7 min read

Yesterday, GitHub posted the root-cause analysis of its outage that took place on 21st October. The outage started at 23:00 UTC on 21st October and left the site broken until 23:00 UTC, 22nd October.

Although the backend git services were up and running during the outage, multiple internal systems were affected. Users were unable to log in, submit Gists or bug reports, outdated files were being served, branches went missing, and so forth. Moreover, GitHub couldn’t serve webhook events or build and publish GitHub Pages sites.

“At 22:52 UTC on October 21, routine maintenance work to replace failing 100G optical equipment resulted in the loss of connectivity between our US East Coast network hub and our primary US East Coast data center. Connectivity between these locations was restored in 43 seconds, but this brief outage triggered a chain of events that led to 24 hours and 11 minutes of service degradation” mentioned the GitHub team.

GitHub uses MySQL to store GitHub metadata. It operates multiple MySQL clusters of different sizes. Each cluster consists of up to dozens of read replicas that help GitHub store non-Git metadata. These clusters are how GitHub’s applications are able to provide pull requests and issues, manage authentication, coordinate background processing, and serve additional functionality beyond raw Git object storage.

For improved performance, GitHub applications direct writes to the relevant primary for each cluster, but delegate read requests to a subset of replica servers.

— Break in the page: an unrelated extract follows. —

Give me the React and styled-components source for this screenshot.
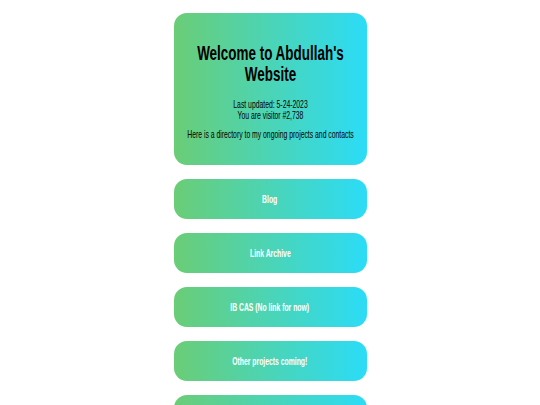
import React from "react";
import styled, { createGlobalStyle } from "styled-components";

const links = [
  { id: "blog", label: "Blog" },
  { id: "archive", label: "Link Archive" },
  { id: "cas", label: "IB CAS (No link for now)" },
  { id: "other", label: "Other projects coming!" },
  { id: "contact", label: "Contact" },
];

// the text on the page is a condensed sans
const SQUEEZE = 0.65;

const GlobalStyle = createGlobalStyle`
  body {
    margin: 0;
    background: #ffffff;
    font-family: "Liberation Sans", Arial, sans-serif;
  }
`;

const Page = styled.div`
  display: flex;
  flex-direction: column;
  align-items: center;
  gap: 14px;
  padding-top: 13px;
`;

const Panel = styled.div`
  width: 193px;
  box-sizing: border-box;
  border-radius: 13px;
  background: linear-gradient(90deg, #6acd76 0%, #2bdcf7 100%);
  text-align: center;
  color: #000;
`;

const Intro = styled(Panel)`
  padding: 29px 0 25px;
`;

const Condensed = styled.div`
  width: ${193 / SQUEEZE}px;
  box-sizing: border-box;
  padding: 0 10px;
  transform: scaleX(${SQUEEZE});
  transform-origin: left top;
`;

const Title = styled.h1`
  margin: 0 0 15px;
  font-size: 20.7px;
  line-height: 21px;
  font-weight: 700;
`;

const Info = styled.p`
  margin: 0 0 9px;
  font-size: 10.5px;
  line-height: 10.5px;

  &:last-child {
    margin-bottom: 0;
  }
`;

const LinkButton = styled(Panel)`
  height: 40px;
  display: flex;
  align-items: center;
  justify-content: center;
  color: #fff;
  font-size: 10.5px;
  font-weight: 700;
  cursor: pointer;
`;

const Label = styled.span`
  display: inline-block;
  white-space: nowrap;
  transform: scaleX(${SQUEEZE});
`;

export default function App() {
  return (
    <>
      <GlobalStyle />
      <Page>
        <Intro>
          <Condensed>
            <Title>Welcome to Abdullah's Website</Title>
            <Info>
              Last updated: 5-24-2023
              <br />
              You are visitor #2,738
            </Info>
            <Info>Here is a directory to my ongoing projects and contacts</Info>
          </Condensed>
        </Intro>
        {links.map((l) => (
          <LinkButton key={l.id}>
            <Label>{l.label}</Label>
          </LinkButton>
        ))}
      </Page>
    </>
  );
}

Orchestrator is used to managing the GitHub’s MySQL cluster topologies. It also handles automated failover. Orchestrator considers a number of factors during this process and is built on top of Raft for consensus. In some cases, Orchestrator implements topologies that the applications are unable to support, which is why it is very crucial to align Orchestrator configuration with application-level expectations.

Here’s a timeline of the events that took place on 21st October leading to the Outage

22:52 UTC, 21st Oct Orchestrator began a process of leadership deselection as per the Raft consensus. After the Orchestrator managed to organize the US West Coast database cluster topologies and the connectivity got restored, write traffic started directing to the new primaries in the West Coast site.

 

The database servers in the US East Coast data center contained writes that had not been replicated to the US West Coast facility. Due to this, the database clusters in both the data centers included writes that were not present in the other data center. This is why the GitHub team was unable to failover (a procedure via which a system automatically transfers control to a duplicate system on detecting failures) the primaries back over to the US East Coast data center safely.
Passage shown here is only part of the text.